* [DATASET EXTRACT]
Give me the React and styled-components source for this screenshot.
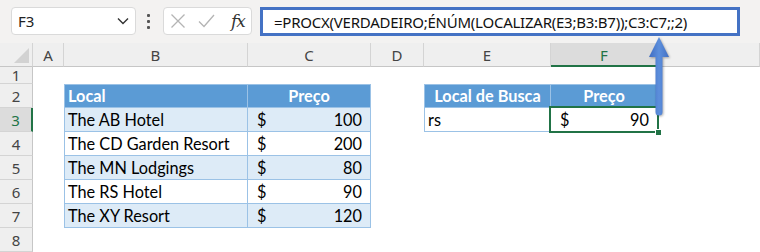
import React from 'react';
import styled, { createGlobalStyle, css } from 'styled-components';

const Global = createGlobalStyle`
  html, body { margin: 0; padding: 0; background: #fff; overflow: hidden; }
  #root { width: 760px; height: 252px; }
  * { box-sizing: border-box; }
`;

const Page = styled.div`
  width: 760px;
  height: 252px;
  position: relative;
  overflow: hidden;
  font-family: "Noto Sans", "Open Sans", sans-serif;
  background: #fff;
`;

const Toolbar = styled.div`
  height: 43px;
  background: #f3f2f1;
  display: flex;
  align-items: flex-start;
  padding: 7px 0 0 11px;
`;

const NameBox = styled.div`
  width: 125px;
  height: 28px;
  background: #fff;
  border: 1px solid #dadada;
  border-radius: 4px;
  display: flex;
  align-items: center;
  justify-content: space-between;
  padding: 0 5px 0 6px;
  font-size: 15px;
  color: #222;
`;

const Dots = styled.div`
  width: 3px;
  height: 28px;
  margin-left: 11px;
  display: flex;
  flex-direction: column;
  justify-content: center;
  gap: 3px;
  span {
    display: block;
    width: 3px;
    height: 3px;
    background: #555;
    border-radius: 1px;
  }
`;

const FuncBox = styled.div`
  width: 89px;
  height: 28px;
  margin-left: 13px;
  background: #fff;
  border: 1px solid #dadada;
  border-radius: 4px;
  display: flex;
  align-items: center;
  padding: 0 0 0 6px;
  gap: 12px;
`;

const Fx = styled.span`
  font-family: "DejaVu Serif", "Liberation Serif", serif;
  font-style: italic;
  font-size: 17px;
  color: #333;
  margin-left: 4px;
  letter-spacing: -1px;
`;

const FormulaBox = styled.div`
  width: 480px;
  height: 29px;
  margin-left: 8px;
  background: #fff;
  border: 3px solid #4472c4;
  display: flex;
  align-items: center;
  padding-left: 11px;
  font-size: 15px;
  letter-spacing: -0.24px;
  color: #111;
  white-space: nowrap;
`;

const Grid = styled.div`
  display: grid;
  grid-template-columns: 33px 31px 184px 123px 53px 127px 107px 1fr;
  grid-template-rows: 24px 17px repeat(7, 24px);
`;

const Corner = styled.div`
  background: #efefef;
  border-right: 1px solid #d4d4d4;
  border-bottom: 1px solid #c6c6c6;
  position: relative;
  &::after {
    content: "";
    position: absolute;
    right: 3px;
    bottom: 3px;
    width: 0;
    height: 0;
    border-left: 15px solid transparent;
    border-bottom: 15px solid #d2d2d2;
  }
`;

const ColHead = styled.div`
  background: ${p => (p.$sel ? '#dcdcdc' : '#efefef')};
  border-right: 1px solid #d4d4d4;
  border-bottom: ${p => (p.$sel ? '2px solid #217346' : '1px solid #c6c6c6')};
  color: ${p => (p.$sel ? '#217346' : '#444')};
  font-size: 15px;
  display: flex;
  align-items: center;
  justify-content: center;
  padding-top: ${p => (p.$sel ? '1px' : '0')};
`;

const RowHead = styled.div`
  background: ${p => (p.$sel ? '#dcdcdc' : '#efefef')};
  border-bottom: 1px solid #d4d4d4;
  border-right: ${p => (p.$sel ? '2px solid #217346' : '1px solid #c6c6c6')};
  color: ${p => (p.$sel ? '#217346' : '#444')};
  font-size: 15px;
  display: flex;
  align-items: center;
  justify-content: center;
`;

const Blank = styled.div`
  background: #fff;
`;

const TCell = styled.div`
  position: relative;
  font-family: Lato, "Liberation Sans", sans-serif;
  font-size: 16.3px;
  line-height: 22px;
  color: #000;
  white-space: nowrap;
  display: flex;
  align-items: center;
  background: ${p => (p.$head ? '#5b9bd5' : p.$band ? '#ddebf7' : '#fff')};
  border-right: 1px solid #9bc2e6;
  border-bottom: 1px solid #9bc2e6;
  ${p => p.$first && css`border-left: 1px solid #9bc2e6;`}
  ${p => p.$head && css`
    border-top: 1px solid #9bc2e6;
    color: #fff;
    font-weight: 700;
  `}
  justify-content: ${p => (p.$center ? 'center' : 'flex-start')};
  padding: 0 3px;
`;

const Money = styled(TCell)`
  justify-content: space-between;
  padding: 0 8px 0 9px;
`;

const Selection = styled.div`
  position: absolute;
  left: -2px;
  top: -2px;
  right: -2px;
  bottom: -2px;
  border: 2px solid #217346;
  pointer-events: none;
`;

const Handle = styled.div`
  position: absolute;
  right: -5px;
  bottom: -5px;
  width: 7px;
  height: 7px;
  background: #217346;
  border: 1px solid #fff;
`;

const Arrow = styled.svg`
  position: absolute;
  left: 647px;
  top: 35px;
  overflow: visible;
`;

const XIcon = () => (
  <svg width="16" height="16" viewBox="0 0 16 16">
    <path d="M1.5 1.5 L14.5 14.5 M14.5 1.5 L1.5 14.5" stroke="#b4b4b4" strokeWidth="1.3" fill="none" />
  </svg>
);

const CheckIcon = () => (
  <svg width="17" height="14" viewBox="0 0 17 14">
    <path d="M1 7.5 L6 12.5 L16 1" stroke="#b4b4b4" strokeWidth="1.3" fill="none" />
  </svg>
);

const Chevron = () => (
  <svg width="14" height="10" viewBox="0 0 14 10">
    <path d="M2 2.5 L7 7.5 L12 2.5" stroke="#333" strokeWidth="1.4" fill="none" />
  </svg>
);

const cols = ['A', 'B', 'C', 'D', 'E', 'F', ''];

const main = [
  ['The AB Hotel', '100'],
  ['The CD Garden Resort', '200'],
  ['The MN Lodgings', '80'],
  ['The RS Hotel', '90'],
  ['The XY Resort', '120'],
];

export default function App() {
  const cells = [];
  cells.push(<Corner key="corner" />);
  cols.forEach((c, i) => cells.push(<ColHead key={'h' + i} $sel={c === 'F'}>{c}</ColHead>));

  for (let r = 1; r <= 8; r++) {
    cells.push(<RowHead key={'r' + r} $sel={r === 3}>{r}</RowHead>);
    cells.push(<Blank key={`a${r}`} />);
    if (r === 2) {
      cells.push(<TCell key="b2" $head $first>Local</TCell>);
      cells.push(<TCell key="c2" $head $center>Preço</TCell>);
    } else if (r >= 3 && r <= 7) {
      const [name, price] = main[r - 3];
      const band = r % 2 === 1;
      cells.push(<TCell key={`b${r}`} $first $band={band}>{name}</TCell>);
      cells.push(
        <Money key={`c${r}`} $band={band}>
          <span>$</span>
          <span>{price}</span>
        </Money>
      );
    } else {
      cells.push(<Blank key={`b${r}`} />);
      cells.push(<Blank key={`c${r}`} />);
    }
    cells.push(<Blank key={`d${r}`} />);
    if (r === 2) {
      cells.push(<TCell key="e2" $head $first $center>Local de Busca</TCell>);
      cells.push(<TCell key="f2" $head $center>Preço</TCell>);
    } else if (r === 3) {
      cells.push(<TCell key="e3" $first>rs</TCell>);
      cells.push(
        <Money key="f3">
          <span>$</span>
          <span>90</span>
          <Selection>
            <Handle />
          </Selection>
        </Money>
      );
    } else {
      cells.push(<Blank key={`e${r}`} />);
      cells.push(<Blank key={`f${r}`} />);
    }
    cells.push(<Blank key={`g${r}`} />);
  }

  return (
    <Page>
      <Global />
      <Toolbar>
        <NameBox>
          <span>F3</span>
          <Chevron />
        </NameBox>
        <Dots>
          <span />
          <span />
          <span />
        </Dots>
        <FuncBox>
          <XIcon />
          <CheckIcon />
          <Fx>fx</Fx>
        </FuncBox>
        <FormulaBox>=PROCX(VERDADEIRO;ÉNÚM(LOCALIZAR(E3;B3:B7));C3:C7;;2)</FormulaBox>
      </Toolbar>
      <Grid>{cells}</Grid>
      <Arrow width="24" height="84" viewBox="0 0 24 84">
        <defs>
          <linearGradient id="ag" x1="0" y1="0" x2="1" y2="0">
            <stop offset="0" stopColor="#3f6cc2" />
            <stop offset="0.5" stopColor="#5d8fdc" />
            <stop offset="1" stopColor="#416fc4" />
          </linearGradient>
        </defs>
        <path
          d="M12 2 L22 22 L15.5 22 L15.5 77 Q15.5 80.5 12 80.5 Q8.5 80.5 8.5 77 L8.5 22 L2 22 Z"
          fill="url(#ag)"
          style={{ filter: 'drop-shadow(1px 1px 1px rgba(0,0,0,0.3))' }}
        />
      </Arrow>
    </Page>
  );
}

* [WRITTEN REQUEST] Count every line of the material above that holds the string "components", then state only the total.

* [ANSWER FOR THE TASK] 2